**Task requirements**
Quote from the first line below through the line that contains "para compensação de", both included, and leave the pictures out.

++++++++++

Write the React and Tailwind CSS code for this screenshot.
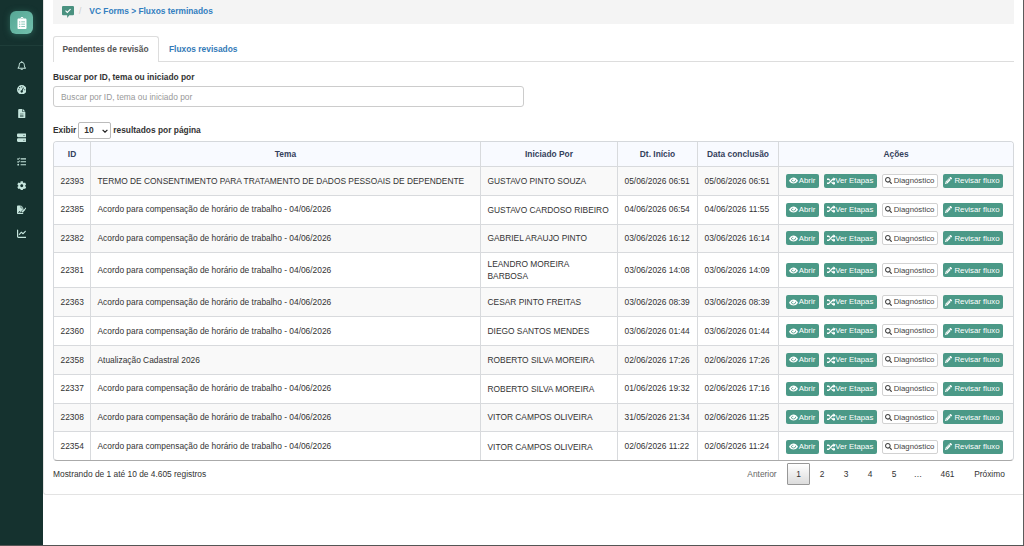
import React, { useState } from 'react';
import { FaRegBell, FaTasks, FaCog, FaRandom, FaSearch, FaPencilAlt, FaClipboardList } from 'react-icons/fa';
import { FaGaugeHigh, FaFileSignature, FaChartLine, FaServer, FaFileLines } from 'react-icons/fa6';

const menu = [FaRegBell, FaGaugeHigh, FaFileLines, FaServer, FaTasks, FaCog, FaFileSignature, FaChartLine];

const acordo = "Acordo para compensação de horário de trabalho - 04/06/2026";

const rows = [
  { id: 22393, tema: "TERMO DE CONSENTIMENTO PARA TRATAMENTO DE DADOS PESSOAIS DE DEPENDENTE", nome: "GUSTAVO PINTO SOUZA", inicio: "05/06/2026 06:51", fim: "05/06/2026 06:51" },
  { id: 22385, tema: acordo, nome: "GUSTAVO CARDOSO RIBEIRO", inicio: "04/06/2026 06:54", fim: "04/06/2026 11:55" },
  { id: 22382, tema: acordo, nome: "GABRIEL ARAUJO PINTO", inicio: "03/06/2026 16:12", fim: "03/06/2026 16:14" },
  { id: 22381, tema: acordo, nome: "LEANDRO MOREIRA BARBOSA", inicio: "03/06/2026 14:08", fim: "03/06/2026 14:09", tall: true },
  { id: 22363, tema: acordo, nome: "CESAR PINTO FREITAS", inicio: "03/06/2026 08:39", fim: "03/06/2026 08:39" },
  { id: 22360, tema: acordo, nome: "DIEGO SANTOS MENDES", inicio: "03/06/2026 01:44", fim: "03/06/2026 01:44" },
  { id: 22358, tema: "Atualização Cadastral 2026", nome: "ROBERTO SILVA MOREIRA", inicio: "02/06/2026 17:26", fim: "02/06/2026 17:26" },
  { id: 22337, tema: acordo, nome: "ROBERTO SILVA MOREIRA", inicio: "01/06/2026 19:32", fim: "02/06/2026 17:16" },
  { id: 22308, tema: acordo, nome: "VITOR CAMPOS OLIVEIRA", inicio: "31/05/2026 21:34", fim: "02/06/2026 11:25" },
  { id: 22354, tema: acordo, nome: "VITOR CAMPOS OLIVEIRA", inicio: "02/06/2026 11:22", fim: "02/06/2026 11:24" }
];

const columns = [
  { label: "ID", width: "w-[37px]" },
  { label: "Tema", width: "w-[390px]" },
  { label: "Iniciado Por", width: "w-[137px]" },
  { label: "Dt. Início", width: "w-[80px]" },
  { label: "Data conclusão", width: "w-[81px]" },
  { label: "Ações", width: "w-[234px]" }
];

function Sidebar() {
  return (
    <aside className="w-[43px] shrink-0 bg-[#15322f] flex flex-col items-center">
      <div className="w-full h-[46px] shrink-0 border-b border-[#1e3d39] flex justify-center items-center">
        <div className="size-[23px] rounded-[6px] bg-linear-to-br from-[#56a795] to-[#72c0ad] shadow-[0_1px_6px_#2c6358] flex justify-center items-center text-white">
          <FaClipboardList size={12} />
        </div>
      </div>
      <nav className="flex flex-col items-center pt-[7.5px] text-[#c5e5dd]">
        {menu.map((Icon, i) => (
          <a key={i} className="h-6 flex items-center">
            <Icon size={9.5} />
          </a>
        ))}
      </nav>
    </aside>
  );
}

function Breadcrumb() {
  return (
    <div className="h-6 bg-[#f4f4f4] pl-[9px] pb-[2px] flex items-center font-bold">
      <svg viewBox="0 0 22 22" className="size-[12px] mt-[1px]">
        <path d="M2 0h18a2 2 0 0 1 2 2v13a2 2 0 0 1-2 2h-6.500l-4 5v-5H2a2 2 0 0 1-2-2V2a2 2 0 0 1 2-2z" fill="#4a9180" />
        <path d="M6.500 8.500l3.200 3.200 6-6" fill="none" stroke="#fff" strokeWidth="2" />
      </svg>
      <span className="text-[#ccc] font-normal ml-[5px] mr-[8px]">/</span>
      <a className="text-[#337fc0]">VC Forms &gt; Fluxos terminados</a>
    </div>
  );
}

function EyeIcon() {
  return (
    <svg viewBox="0 0 18 14" className="w-[9px] h-[7px]">
      <path d="M0 7.500C2.500 3 5.500 1 9 1s6.500 2 9 6.500C15.500 11.500 12.500 13 9 13s-6.500-1.500-9-5.500z" fill="#fff" />
      <path d="M4.500 5.500a4.500 4.500 0 0 0 9 0" fill="none" stroke="#4b9987" strokeWidth="1.600" />
      <circle cx="7.500" cy="4.500" r="1.200" fill="#4b9987" />
    </svg>
  );
}

function Actions() {
  const green = "h-[14px] bg-[#4b9987] text-white rounded-[2px] flex items-center justify-center";
  return (
    <div className="flex items-center gap-[5px] text-[7.8px] whitespace-nowrap">
      <button className={`${green} w-[33px] gap-[1px]`}><EyeIcon />Abrir</button>
      <button className={`${green} w-[53px]`}><FaRandom size={8.500} />Ver Etapas</button>
      <button className="h-[14px] w-[56px] bg-white border border-[#d2d2d2] rounded-[2px] flex items-center justify-center gap-[2px] text-[#444]">
        <FaSearch size={7} />Diagnóstico
      </button>
      <button className={`${green} w-[60px] gap-[2px]`}><FaPencilAlt size={7} />Revisar fluxo</button>
    </div>
  );
}

export default function App() {
  const [tab, setTab] = useState("pendentes");
  const [page, setPage] = useState("1");
  const [busca, setBusca] = useState("");

  return (
    <div className="h-[546px] overflow-hidden flex bg-white font-['Liberation_Sans',Arial,sans-serif] text-[8.4px] text-[#333] border-b border-b-[#555]">
      <Sidebar />
      <main className="flex-1 min-w-0 border-r border-[#5b5b5b]">
        <div className="h-[495px] border-b border-l border-[#e3e3e3] rounded-bl-[3px]">
          <div className="ml-[9px] mr-[9px]">
            <Breadcrumb />
            <div className="mt-3 h-[26px] border-b border-[#ddd] flex font-bold">
              <button
                onClick={() => setTab("pendentes")}
                className="h-[26px] w-[106px] border border-b-0 border-[#ddd] rounded-t-[3px] bg-white text-[#555] pr-px"
              >
                Pendentes de revisão
              </button>
              <button onClick={() => setTab("revisados")} className="ml-[10px] pt-px text-[#337ab7]">
                Fluxos revisados
              </button>
            </div>

            {/* search */}

            <label className="block mt-[8px] h-[16px] leading-[14px] font-bold">Buscar por ID, tema ou iniciado por</label>
            <input
              type="text"
              value={busca}
              onChange={(e) => setBusca(e.target.value)}
              placeholder="Buscar por ID, tema ou iniciado por"
              className="block w-[471px] h-[21px] border border-[#ccc] rounded-[3px] px-[7px] placeholder:text-[#999]"
            />

            <div className="mt-[14px] h-[18px] flex items-center font-bold">
              Exibir
              <div className="relative ml-[2px] mr-[2px]">
                <select defaultValue="10" className="appearance-none block w-[33px] h-[17px] border border-[#bbb] rounded-[2px] bg-white pl-[5px] font-bold">
                  <option>10</option>
                  <option>25</option>
                  <option>50</option>
                </select>
                <svg viewBox="0 0 10 6" className="absolute right-[3px] top-[7px] w-[6px] h-[4px]">
                  <path d="M1 1l4 4 4-4" fill="none" stroke="#222" strokeWidth="2" />
                </svg>
              </div>
              resultados por página
            </div>

            {/* results */}

            <div className="mt-[2px] w-[961px] h-[320px] rounded-[4px] border border-[#d5d8dc] border-b-[#aaa] overflow-hidden">
              <table className="w-[959px] table-fixed border-separate border-spacing-0">
                <thead>
                  <tr className="h-[25px] bg-[#f8faff] text-[#34415c]">
                    {columns.map((col) => (
                      <th key={col.label} className={`${col.width} p-0 border-r border-b border-[#d8dadd] last:border-r-0`}>{col.label}</th>
                    ))}
                  </tr>
                </thead>
                <tbody>
                  {rows.map((row) => (
                    <tr
                      key={row.id}
                      className={`${row.tall ? "h-[35px]" : "h-[28.800px]"} odd:bg-[#f9f9f9] *:p-0 *:pl-[6.500px] *:border-r *:border-b *:border-[#d8dadd] *:last:border-r-0 last:*:border-b-0`}
                    >
                      <td>{row.id}</td>
                      <td className="whitespace-nowrap">{row.tema}</td>
                      <td className="leading-3"><div className={row.tall ? "w-[100px]" : "whitespace-nowrap"}>{row.nome}</div></td>
                      <td className="whitespace-nowrap">{row.inicio}</td>
                      <td className="whitespace-nowrap">{row.fim}</td>
                      <td><Actions /></td>
                    </tr>
                  ))}
                </tbody>
              </table>
            </div>

            {/* pagination */}

            <div className="flex justify-between">
              <span className="mt-[7px]">Mostrando de 1 até 10 de 4.605 registros</span>
              <div className="mt-[2px] h-[22px] flex items-center">
                <button className="w-[36px] text-[#666] mr-[7px]">Anterior</button>
                <button className="h-[22px] w-[23px] border border-[#979797] rounded-[1px] bg-linear-to-b from-white to-[#dcdcdc]" onClick={() => setPage("1")}>1</button>
                {["2", "3", "4", "5", "…"].map((p) => (
                  <button key={p} onClick={() => setPage(p)} className="w-6">{p}</button>
                ))}
                <button className="w-[35px]" onClick={() => setPage("461")}>461</button>
                <button className="w-[49px]">Próximo</button>
              </div>
            </div>
          </div>
        </div>
      </main>
    </div>
  );
}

++++++++++

**Response**
Write the React and Tailwind CSS code for this screenshot.
import React, { useState } from 'react';
import { FaRegBell, FaTasks, FaCog, FaRandom, FaSearch, FaPencilAlt, FaClipboardList } from 'react-icons/fa';
import { FaGaugeHigh, FaFileSignature, FaChartLine, FaServer, FaFileLines } from 'react-icons/fa6';

const menu = [FaRegBell, FaGaugeHigh, FaFileLines, FaServer, FaTasks, FaCog, FaFileSignature, FaChartLine];

const acordo = "Acordo para compensação de horário de trabalho - 04/06/2026";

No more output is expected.